### Set problem
Pictures excluded, return the lines below from the first through the line holding "ChevronDown, X, Plus".

_ _ _ _ _ _ _

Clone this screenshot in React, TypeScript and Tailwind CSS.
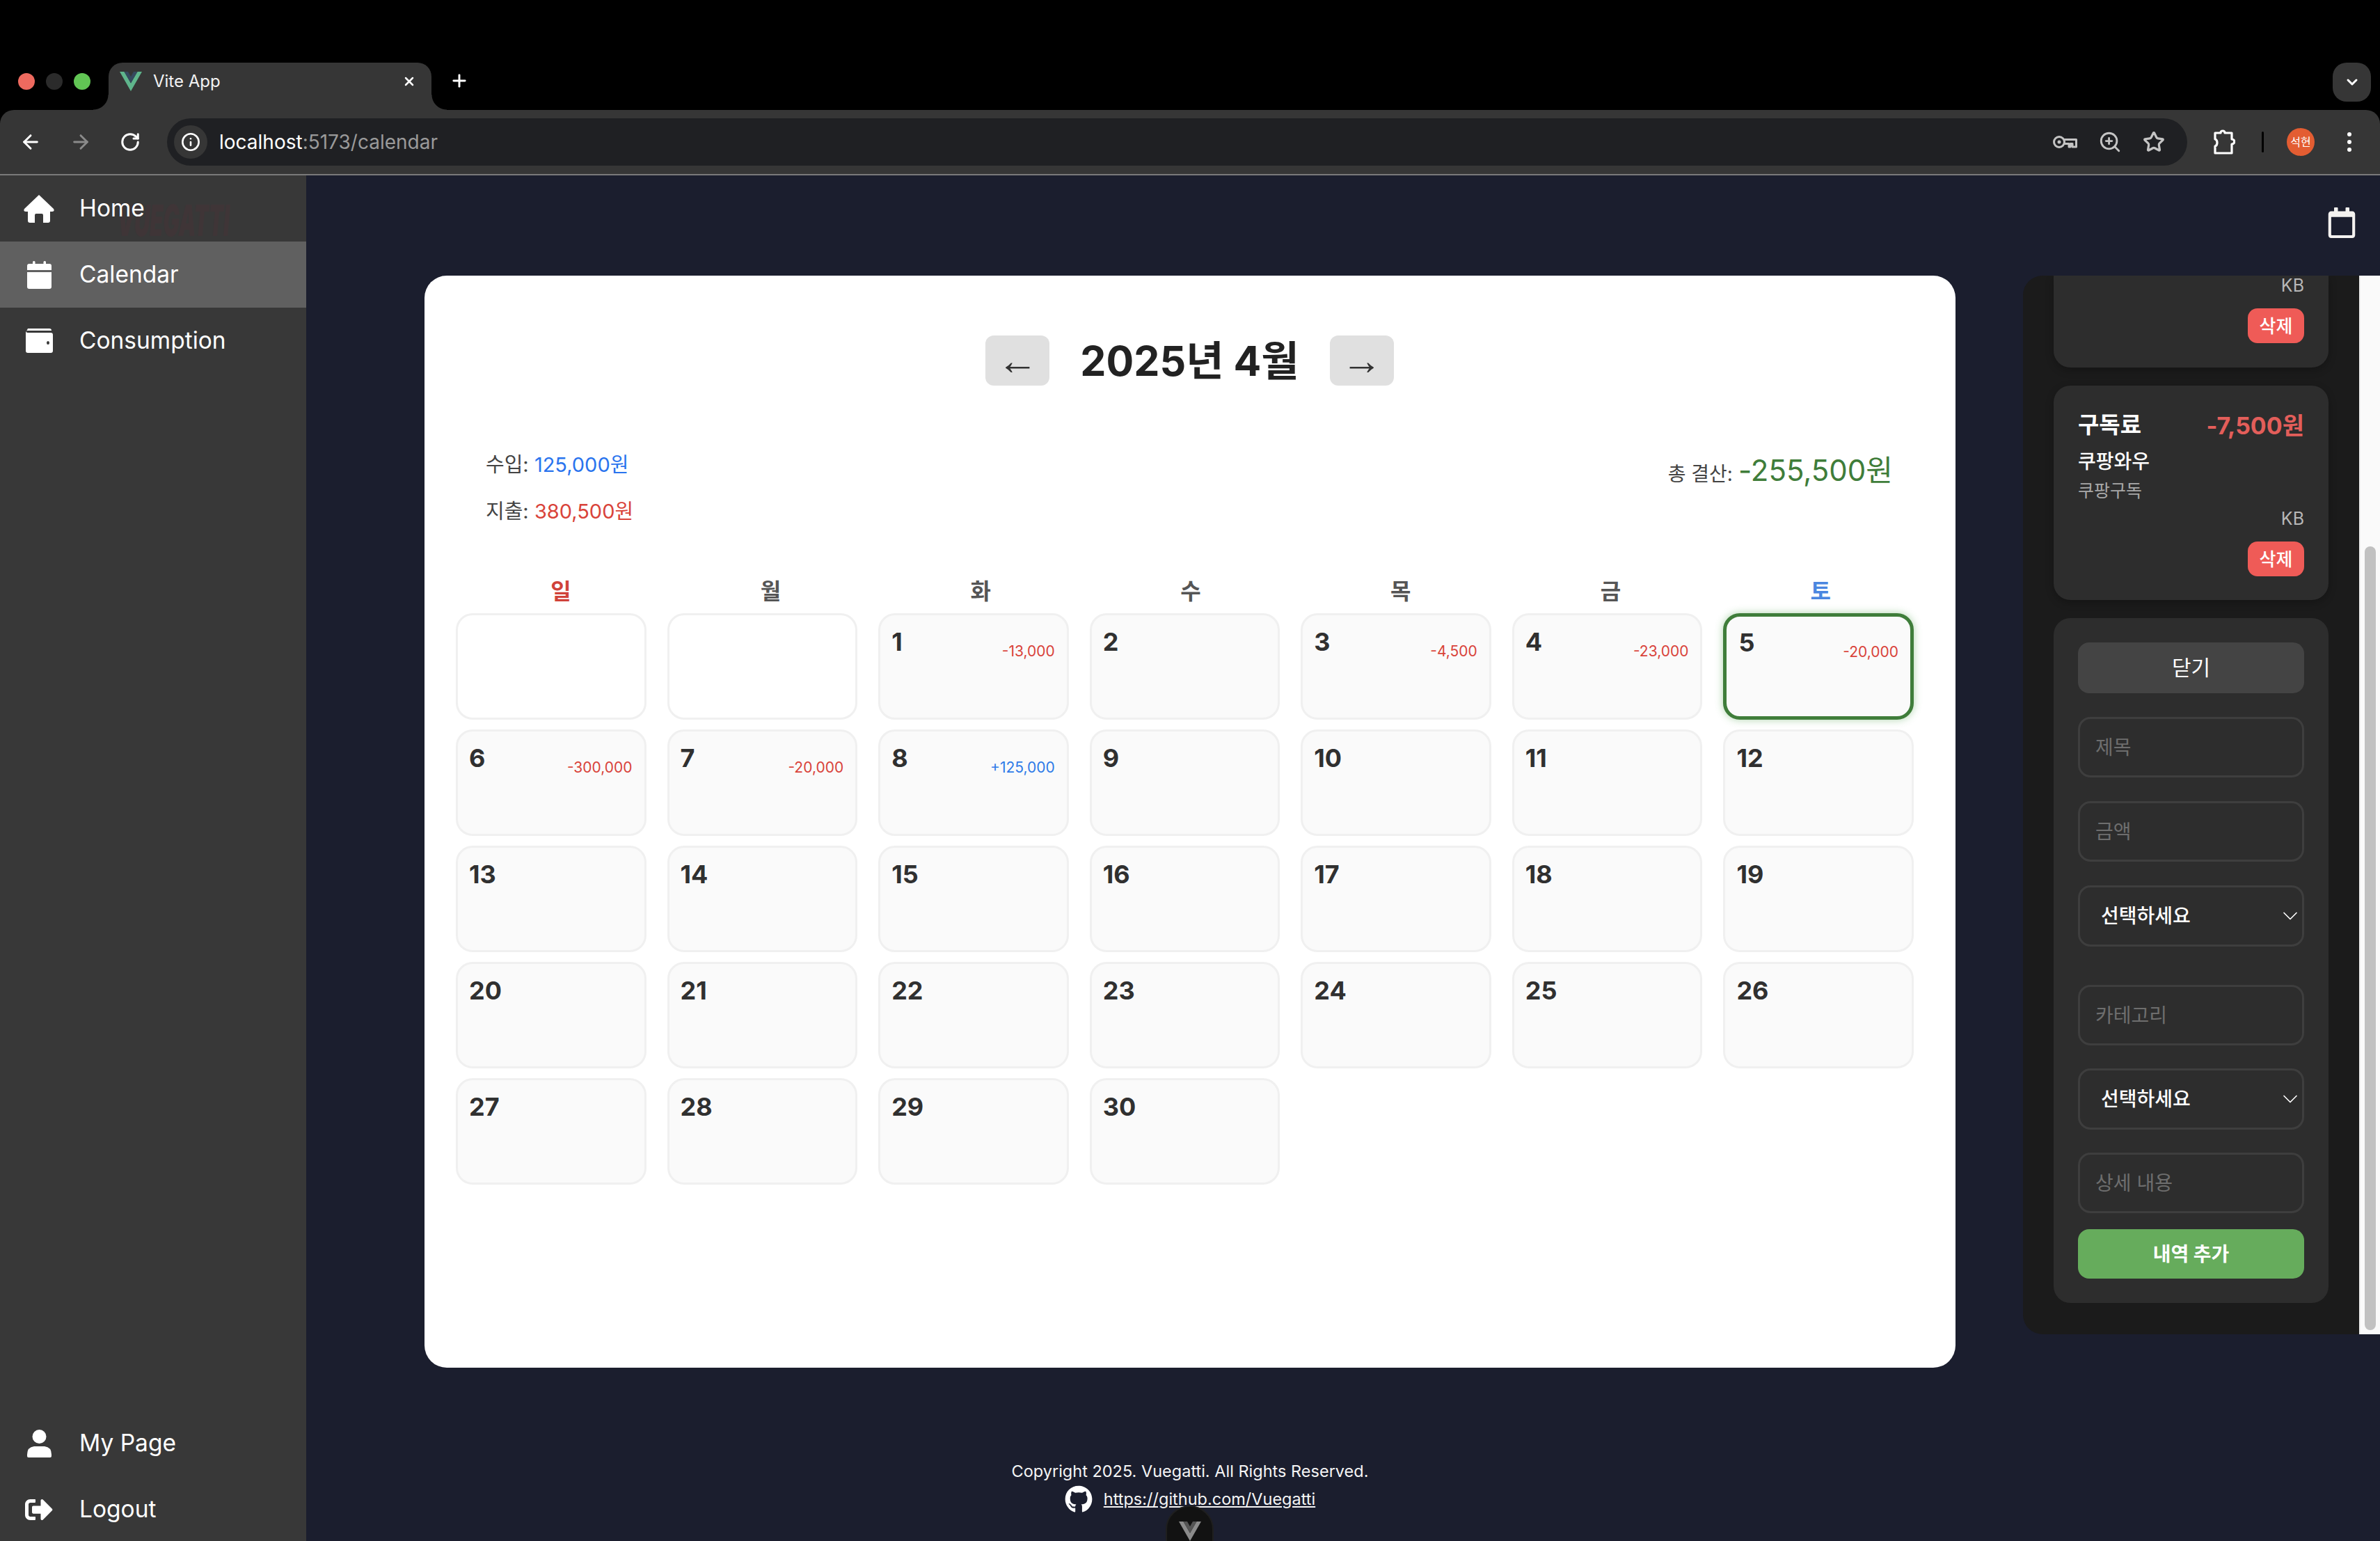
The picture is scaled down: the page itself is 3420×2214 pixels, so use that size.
import React from 'react';
import { FaSignOutAlt, FaRegCalendar, FaGithub } from 'react-icons/fa';
import { ArrowLeft, ArrowRight, RotateCw, Info, ZoomIn, Star, ChevronDown, X, Plus } from 'lucide-react';

const VueLogo = ({ className, outer, inner }: { className: string; outer: string; inner: string }) => (
  <svg viewBox="0 0 32 28" className={className}>
    <polygon points="0,0 6.5,0 16,16.5 25.5,0 32,0 16,28" fill={outer} />
    <polygon points="6.5,0 12,0 16,7 20,0 25.5,0 16,16.5" fill={inner} />
  </svg>
);

const KeyIcon = () => (
  <svg viewBox="0 0 36 20" className="w-[36px] h-[20px]" fill="none" stroke="#c4c4c4" strokeWidth="3">
    <circle cx="10" cy="10" r="7.5" />
    <circle cx="10" cy="10" r="2.5" fill="#c4c4c4" stroke="none" />
    <path d="M17 6.5H34.5V17H29V12.5H26V17H24V12.5H17" strokeLinejoin="round" />
  </svg>
);

const PuzzleIcon = () => (
  <svg viewBox="0 0 32 38" className="w-[32px] h-[38px]" fill="none" stroke="#fff" strokeWidth="3.2" strokeLinejoin="round">
    <path d="M3 6H11C11 2 17 2 17 6H27V15C32 15 32 22 27 22V35H3V25C7 24 7 16 3 15Z" />
  </svg>
);

const HomeIcon = () => (
  <svg viewBox="0 0 44 40" className="w-[44px] h-[40px]" fill="#fff">
    <path d="M22 0L43 20Q45 24 41 24H38V37Q38 40 35 40H28V29Q28 27 26 27H18Q16 27 16 29V40H9Q6 40 6 37V24H3Q-1 24 1 20Z" />
  </svg>
);

const CalendarIcon = () => (
  <svg viewBox="0 0 35 40" className="w-[35px] h-[40px]" fill="#fff">
    <rect x="8" y="0" width="3.5" height="8" rx="1.5" />
    <rect x="23.5" y="0" width="3.5" height="8" rx="1.5" />
    <path d="M3 4H32Q35 4 35 7V13H0V7Q0 4 3 4Z" />
    <path d="M0 16H35V37Q35 40 32 40H3Q0 40 0 37Z" />
  </svg>
);

const WalletIcon = () => (
  <svg viewBox="0 0 39 35" className="w-[39px] h-[35px]" fill="#fff">
    <path d="M3 0H34Q37 0 37 3H3Q1 3 1 4Z" />
    <path fillRule="evenodd" d="M3 6H36Q39 6 39 9V32Q39 35 36 35H3Q0 35 0 32V3Q0 6 3 6ZM32 18A2 2.5 0 1 0 32 23A2 2.5 0 1 0 32 18Z" />
  </svg>
);

const UserIcon = () => (
  <svg viewBox="0 0 35 40" className="w-[35px] h-[40px]" fill="#fff">
    <circle cx="17.5" cy="10" r="10" />
    <path d="M10 24H25Q35 25 35 36V38Q35 40 33 40H2Q0 40 0 38V36Q0 25 10 24Z" />
  </svg>
);

const NavItem = ({ icon, label, active }: { icon: React.ReactNode; label: string; active?: boolean }) => (
  <div className={`h-[95px] flex items-center ${active ? 'bg-[#606060]' : ''}`}>
    <div className="w-[114px] flex justify-center pr-[2px] text-white shrink-0">{icon}</div>
    <span className="text-[33.5px] text-white leading-none relative">{label}</span>
  </div>
);

const Field = ({ placeholder, className = '' }: { placeholder: string; className?: string }) => (
  <input
    placeholder={placeholder}
    className={`w-full h-[87px] rounded-[18px] border-[3px] border-[#3e3e3e] bg-[#2d2d2d] pl-[22px] text-[28px] text-white placeholder:text-[#6e6e6e] outline-none ${className}`}
  />
);

const SelectField = ({ className = '' }: { className?: string }) => (
  <div className={`relative ${className}`}>
    <select className="w-full h-[88px] appearance-none rounded-[18px] border-[3px] border-[#3e3e3e] bg-[#2d2d2d] pl-[30px] text-[28px] font-medium text-white outline-none">
      <option>선택하세요</option>
    </select>
    <ChevronDown className="absolute right-[2px] top-[26px] w-[36px] h-[36px] text-white" strokeWidth={1.1} />
  </div>
);

const DeleteBtn = () => (
  <button className="h-[50px] w-[81px] rounded-[14px] bg-[#ef5b57] text-[26px] font-medium text-white flex items-center justify-center">삭제</button>
);

const amounts: Record<number, string> = {
  1: '-13,000', 3: '-4,500', 4: '-23,000', 5: '-20,000', 6: '-300,000', 7: '-20,000', 8: '+125,000',
};

const DayCell = ({ day }: { day: number }) => {
  const selected = day === 5;
  const amt = amounts[day];
  return (
    <div
      className={`h-[153px] rounded-[24px] flex justify-between items-start bg-[#fafafa] ${
        selected
          ? 'border-[5px] border-[#3f7d3a] shadow-[0_0_12px_rgba(76,160,70,0.45)] px-[17px] pt-[17px]'
          : 'border-[3px] border-[#f0f0f0] pl-[16px] pr-[17px] pt-[18px]'
      }`}
    >
      <span className="text-[36px] font-bold leading-[40px] text-[#303030]">{day}</span>
      {amt && (
        <span className={`text-[21px] leading-[28px] mt-[20px] ${amt.startsWith('+') ? 'text-[#2f7be8]' : 'text-[#d9433a]'}`}>{amt}</span>
      )}
    </div>
  );
};

const weekdays = [
  { t: '일', c: 'text-[#d0423a]' },
  { t: '월', c: 'text-[#555555]' },
  { t: '화', c: 'text-[#555555]' },
  { t: '수', c: 'text-[#555555]' },
  { t: '목', c: 'text-[#555555]' },
  { t: '금', c: 'text-[#555555]' },
  { t: '토', c: 'text-[#4a86e0]' },
];

export default function App() {
  return (
    <div className="w-[3420px] h-[2214px] overflow-hidden bg-black flex flex-col font-[Inter,'Noto_Sans_CJK_KR',sans-serif]">
      {/* Tab strip */}
      <div className="h-[158px] shrink-0 flex items-end relative">
        <div className="flex items-center gap-[16px] pl-[26px] h-[68px] self-end mb-0">
          <div className="w-[24px] h-[24px] rounded-full bg-[#ee6a5f] -mt-[14px]" />
          <div className="w-[24px] h-[24px] rounded-full bg-[#2b2b2b] -mt-[14px]" />
          <div className="w-[24px] h-[24px] rounded-full bg-[#61c554] -mt-[14px]" />
        </div>
        <div className="relative ml-[26px] w-[464px] h-[68px] bg-[#363636] rounded-t-[20px] flex items-center pl-[16px] pr-[22px] pb-[15px]">
          <div className="absolute -left-[22px] bottom-0 w-[22px] h-[22px] bg-[radial-gradient(circle_at_0_0,#000_21px,#363636_22px)]" />
          <div className="absolute -right-[22px] bottom-0 w-[22px] h-[22px] bg-[radial-gradient(circle_at_100%_0,#000_21px,#363636_22px)]" />
          <VueLogo className="w-[32px] h-[28px]" outer="#5fb58c" inner="#35495e" />
          <span className="ml-[16px] text-[24px] text-[#f2f2f2] flex-1">Vite App</span>
          <X className="w-[20px] h-[20px] text-white" strokeWidth={3} />
        </div>
        <Plus className="ml-[26px] mb-[28px] w-[28px] h-[28px] text-white self-end" strokeWidth={2.5} />
        <div className="absolute right-[13px] top-[90px] w-[55px] h-[56px] rounded-[20px] bg-[#363636] flex items-center justify-center">
          <ChevronDown className="w-[24px] h-[24px] text-white" strokeWidth={3} />
        </div>
      </div>

      {/* Toolbar */}
      <div className="h-[94px] shrink-0 bg-[#363636] rounded-t-[20px] border-b-[2px] border-[#7a7a7a] flex items-start pt-[12px]">
        <div className="w-[240px] h-[68px] flex items-center pl-[28px] gap-[40px] shrink-0">
          <ArrowLeft className="w-[32px] h-[32px] text-white" strokeWidth={2.2} />
          <ArrowRight className="w-[32px] h-[32px] text-[#8a8a8a]" strokeWidth={2.2} />
          <RotateCw className="w-[30px] h-[30px] text-white" strokeWidth={2.4} />
        </div>
        <div className="w-[2903px] h-[68px] rounded-full bg-[#1f2023] flex items-center pl-[10px] pr-[32px]">
          <div className="w-[48px] h-[48px] rounded-full bg-[#363636] flex items-center justify-center">
            <Info className="w-[28px] h-[28px] text-white" strokeWidth={2.2} />
          </div>
          <span className="ml-[17px] text-[28px] text-white">localhost<span className="text-[#9a9a9a]">:5173/calendar</span></span>
          <div className="ml-auto flex items-center gap-[30px]">
            <KeyIcon />
            <ZoomIn className="w-[34px] h-[34px] text-[#c4c4c4]" strokeWidth={2} />
            <Star className="w-[32px] h-[32px] text-[#c4c4c4]" strokeWidth={2.4} />
          </div>
        </div>
        <div className="flex-1 h-[68px] flex items-center pl-[37px]">
          <PuzzleIcon />
          <div className="ml-[38px] w-[3px] h-[30px] bg-black rounded" />
          <div className="ml-[33px] w-[40px] h-[40px] rounded-full bg-[#e35d32] flex items-center justify-center text-[16px] text-white whitespace-nowrap">석현</div>
          <div className="ml-[47px] flex flex-col gap-[5px]">
            <div className="w-[6px] h-[6px] rounded-full bg-white" />
            <div className="w-[6px] h-[6px] rounded-full bg-white" />
            <div className="w-[6px] h-[6px] rounded-full bg-white" />
          </div>
        </div>
      </div>

      {/* Page */}
      <div className="flex-1 flex min-h-0 bg-[#1b1e2e]">
        <aside className="w-[440px] shrink-0 bg-[#383838] flex flex-col relative">
          <span className="absolute left-[168px] top-[34px] text-[62px] font-black italic leading-none text-[#3f3537] scale-x-[0.5] origin-left">VUEGATTI</span>
          <NavItem icon={<HomeIcon />} label="Home" />
          <NavItem icon={<CalendarIcon />} label="Calendar" active />
          <NavItem icon={<WalletIcon />} label="Consumption" />
          <div className="mt-auto -mb-[2px]">
            <NavItem icon={<UserIcon />} label="My Page" />
            <NavItem icon={<FaSignOutAlt size={40} />} label="Logout" />
          </div>
        </aside>

        <main className="flex-1 flex flex-col relative min-w-0">
          <div className="h-[144px] shrink-0 flex justify-end items-start pt-[46px] pr-[33px]">
            <FaRegCalendar size={44} className="text-[#f4f2f0]" />
          </div>

          <div className="flex items-start shrink-0">
            {/* Calendar card */}
            <section className="ml-[170px] w-[2200px] h-[1569px] bg-white rounded-[32px] px-[45px] pt-[86px] shrink-0">
              <div className="flex items-center justify-center gap-[44px] h-[72px] pr-[1px]">
                <button className="w-[92px] h-[72px] rounded-[12px] bg-[#e0e0e0] text-[58px] leading-none text-[#333333] font-['Liberation_Sans',sans-serif] flex items-center justify-center">←</button>
                <h1 className="text-[59px] font-bold text-[#222222] leading-none">2025년 4월</h1>
                <button className="w-[92px] h-[72px] rounded-[12px] bg-[#e0e0e0] text-[58px] leading-none text-[#333333] font-['Liberation_Sans',sans-serif] flex items-center justify-center">→</button>
              </div>

              <div className="flex justify-between items-center mt-[96px] pl-[43px] pr-[45px]">
                <div className="flex flex-col gap-[32px] text-[29px] leading-[35px] text-[#444444]">
                  <div>수입: <span className="text-[#2a74ee]">125,000원</span></div>
                  <div>지출: <span className="text-[#d9433a]">380,500원</span></div>
                </div>
                <div className="text-[28px] text-[#444444] flex items-baseline gap-[8px] -mt-[52px]">
                  <span>총 결산:</span>
                  <span className="text-[42px] text-[#3f7d3a]">-255,500원</span>
                </div>
              </div>

              <div className="grid grid-cols-7 w-[2112px] mt-[76px] h-[44px]">
                {weekdays.map((w) => (
                  <div key={w.t} className={`text-center text-[32px] font-bold leading-[44px] ${w.c}`}>{w.t}</div>
                ))}
              </div>

              <div className="grid grid-cols-7 gap-x-[30px] gap-y-[14px] w-[2095px] mt-[9px]">
                <div className="h-[153px] rounded-[24px] border-[3px] border-[#f0f0f0] bg-white" />
                <div className="h-[153px] rounded-[24px] border-[3px] border-[#f0f0f0] bg-white" />
                {Array.from({ length: 30 }, (_, i) => (
                  <DayCell key={i} day={i + 1} />
                ))}
              </div>
            </section>

            {/* Side panel */}
            <section className="ml-[97px] w-[513px] h-[1521px] shrink-0 flex overflow-hidden rounded-tl-[28px] rounded-bl-[28px]">
              <div className="w-[483px] h-full bg-[#1b1b1b] px-[44px] flex flex-col gap-[26px] overflow-hidden">
                <div className="h-[132px] shrink-0 bg-[#2d2d2d] rounded-b-[24px] shadow-[0_4px_12px_rgba(0,0,0,0.25)] flex flex-col items-end pr-[35px]">
                  <span className="text-[25px] leading-[28px] text-[#b8b8b8]">KB</span>
                  <div className="mt-[19px]"><DeleteBtn /></div>
                </div>

                <div className="h-[308px] shrink-0 bg-[#2d2d2d] rounded-[24px] shadow-[0_4px_12px_rgba(0,0,0,0.25)] px-[35px] pt-[36px] flex flex-col">
                  <div className="flex justify-between items-center h-[42px]">
                    <span className="text-[33px] font-bold text-white">구독료</span>
                    <span className="text-[34px] font-bold text-[#e35e5a]">-7,500원</span>
                  </div>
                  <span className="text-[28px] font-medium leading-[36px] text-white mt-[13px]">쿠팡와우</span>
                  <span className="text-[25px] leading-[30px] text-[#a8a8a8] mt-[9px]">쿠팡구독</span>
                  <span className="text-[25px] leading-[30px] text-[#b8b8b8] self-end mt-[10px]">KB</span>
                  <div className="self-end mt-[18px]"><DeleteBtn /></div>
                </div>

                <div className="h-[984px] shrink-0 bg-[#2d2d2d] rounded-[24px] px-[35px] pt-[35px] flex flex-col">
                  <button className="h-[73px] shrink-0 rounded-[16px] bg-[#444444] text-[30px] text-white">닫기</button>
                  <Field placeholder="제목" className="mt-[34px]" />
                  <Field placeholder="금액" className="mt-[34px]" />
                  <SelectField className="mt-[34px]" />
                  <Field placeholder="카테고리" className="mt-[55px]" />
                  <SelectField className="mt-[33px]" />
                  <Field placeholder="상세 내용" className="mt-[33px]" />
                  <button className="mt-[23px] h-[71px] shrink-0 rounded-[16px] bg-[#66ac5c] text-[28px] font-bold text-white">내역 추가</button>
                </div>
              </div>
              <div className="w-[30px] h-full bg-[#fafafa] border-l-[2px] border-[#eeeeee] pl-[6px] pt-[389px]">
                <div className="w-[16px] h-[1126px] rounded-full bg-[#c1c1c1]" />
              </div>
            </section>
          </div>

          {/* Footer */}
          <footer className="mt-[131px] ml-[-440px] flex flex-col items-center text-[23.5px] text-[#f5f5f5]">
            <div className="leading-[36px]">Copyright 2025. Vuegatti. All Rights Reserved.</div>
            <div className="flex items-center gap-[16px] mt-[2px] leading-[36px]">
              <FaGithub size={40} className="text-white" />
              <a className="underline">https://github.com/Vuegatti</a>
            </div>
          </footer>

          {/* Vue devtools pill */}
          <div className="absolute left-[1235px] top-[1911px] w-[69px] h-[80px] rounded-t-full bg-[#121212] border-[2px] border-[#1f1f1f] flex justify-center pt-[20px]">
            <VueLogo className="w-[32px] h-[30px]" outer="#8b8b8b" inner="#555555" />
          </div>
        </main>
      </div>
    </div>
  );
}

_ _ _ _ _ _ _

### Answer to this task
Clone this screenshot in React, TypeScript and Tailwind CSS.
The picture is scaled down: the page itself is 3420×2214 pixels, so use that size.
import React from 'react';
import { FaSignOutAlt, FaRegCalendar, FaGithub } from 'react-icons/fa';
import { ArrowLeft, ArrowRight, RotateCw, Info, ZoomIn, Star, ChevronDown, X, Plus } from 'lucide-react';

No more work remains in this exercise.